Shift over to the Republican Party. As the incumbent party, they’d usually want to run by identifying themselves with the great successes of the status quo and promising to continue them, but with Bush’s approval ratings so low and such widespread dissatisfaction with the present state of things in the US (including the usual batch of things people are annoyed about that the President can’t do anything to address in the short-term, such as funding for public schools and the like), that’s not an available option. Pick a female vice-presidential candidate: good, allows the Republicans to portray themselves as change agents, maybe depresses turnout among Democrats (especially disgruntled Clinton supporters) a bit. But what might electrify the electorate even more? Speculation: we need a new tag-line, a slogan . . . how about “Country First”? That allows the Republicans to claim the rhetorical high ground/trump card of representing the WHOLE instead of just some of its parts, the “unum” part of “e pluribus unum,” and also to characterize their opponents as more interested in the parts and the pluribus than in the over-riding interests of the WHOLE. Insert “War on Terror(ism)” appeal here, and reinforce that old notion dating at least back to Machiavelli that dangerous worlds outside the city/polis/state demand extraordinary political actions and a logic that privileges survival above all else — the survival of the WHOLE. Country First.

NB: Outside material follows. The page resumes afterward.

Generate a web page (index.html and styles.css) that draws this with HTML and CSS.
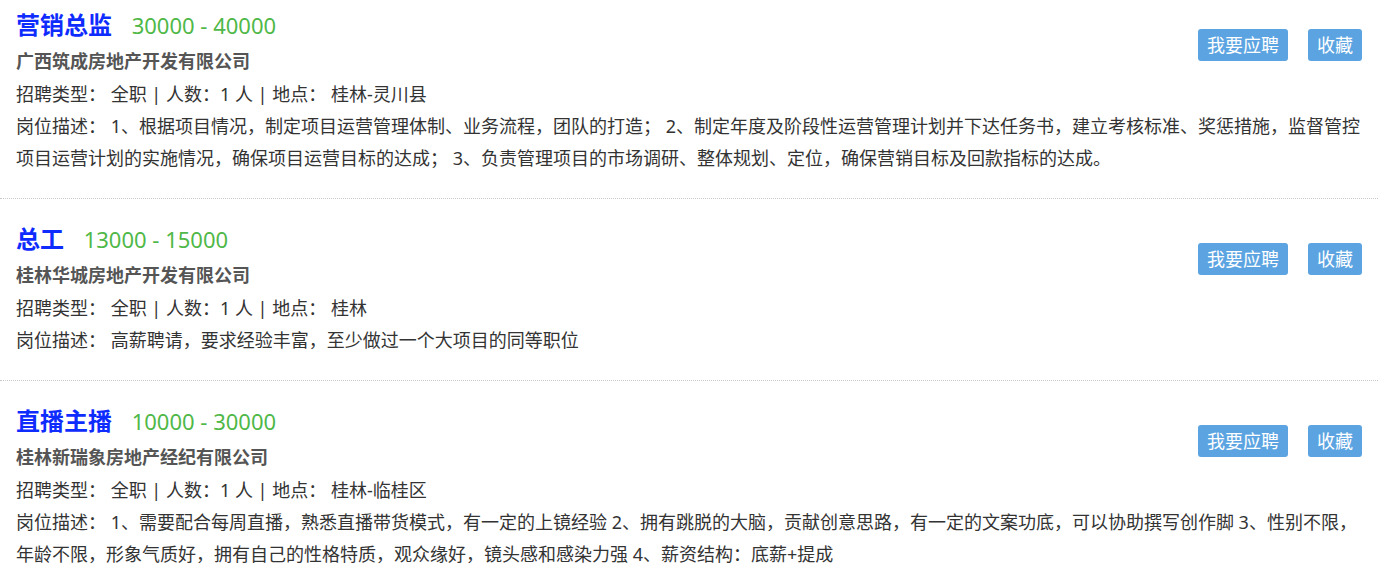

This is essentializing a strategy as my working with my air conditioner. In both cases, the actors utilizing the strategy have to be attuned to the situation, gather information, and then put forth a speculative account of an essence such that that account can inform what they do next. And in neither case are the speculators completely free to speculate on whatever they want and in whatever direction they want; political operatives listened to their constituents as attentively as I “listened” to my air conditioner. The proposed solution arises not from some transcendental heaven, but from a concrete set of practical experiences and an ongoing effort to solve a problem.
But there’s a major difference, and it’s not that my air conditioner has an essence while the country does not. I reject that kind of dichotomy, because the statement about my air conditioner having an essence is only meaningful within a practical context of trying to cool my house down, and that’s no warrant for concluding that my air conditioner “really” has an essence that I accurately grasped. Instead, I think that the difference here is that the practical context is aiming at different kinds of outcome. My essentializing efforts vis-a-vis my air conditioner were intended — they were part of a program designed to — control the object of analysis. I wanted to make my air conditioner do something different from what it was doing, and as part of the means of doing that I essentialized it, contingently and contextually, and did so to great practical effect.
But the Republican strategists are not, I submit, seeking to control their essentialized object; rather, they are seeking to shape social action, and in particular the action of voters. That requires them to engage in a contest of public rhetoric; those are the rules of the game, so outright coercion and fraud and other techniques are outside of the zone of legitimate options (which doesn’t mean that they aren’t done, just that they aren’t done openly, and that they can be challenged if exposed). So they listen attentively to the voters, and to what those voters say and do with respect to a notion like ‘country’. It’s a tricky business, because if they go too far away from what people are already saying and doing then the message falls flat. So coining a political slogan is in many ways the fine art of explicitly articulating tacit understandings and practices, and the important thing about tacit understandings and practices is that the articulator has some wiggle-room in concretizing them and making them explicit. And essentialism, especially the essentialising of the political community, has a long and distinguished history of working pretty well at shaping social action.
But just like with my air conditioner, the relative success of an essentialising strategy tells us nothing whatsoever about the “real” essence of the object in question. If the Republicans succeed with this slogan, it will not be because they have accurately grasped the essence of ‘country’. Instead, it will be (in part) because they have promulgated a strategic essentialism that met with some social and political resonance among the electorate. And resonance is not a one-way street; the recipient can react to the message, and negotiations can ensue — negotiations that can sometimes shift the essentialized notion. But they won’t be be negotiations with the object; they’ll be negotiations with other social actors. When I dealt with my air conditioner, I had to negotiate with it directly; other social actors were involved, but so was the object more or less directly. Not so with political strategies, where the object not need even be addressed directly. And that’s an important difference — not in the least because of the pervasive academic error of importing a successful essentializing strategy into our analytical framework as though it had succeeded in actually grasping the essence of the object in question. Essentializing strategies, whether in politics or in my basement, don’t work that way, and we do ourselves a grave disservice by evaluating them as if they did.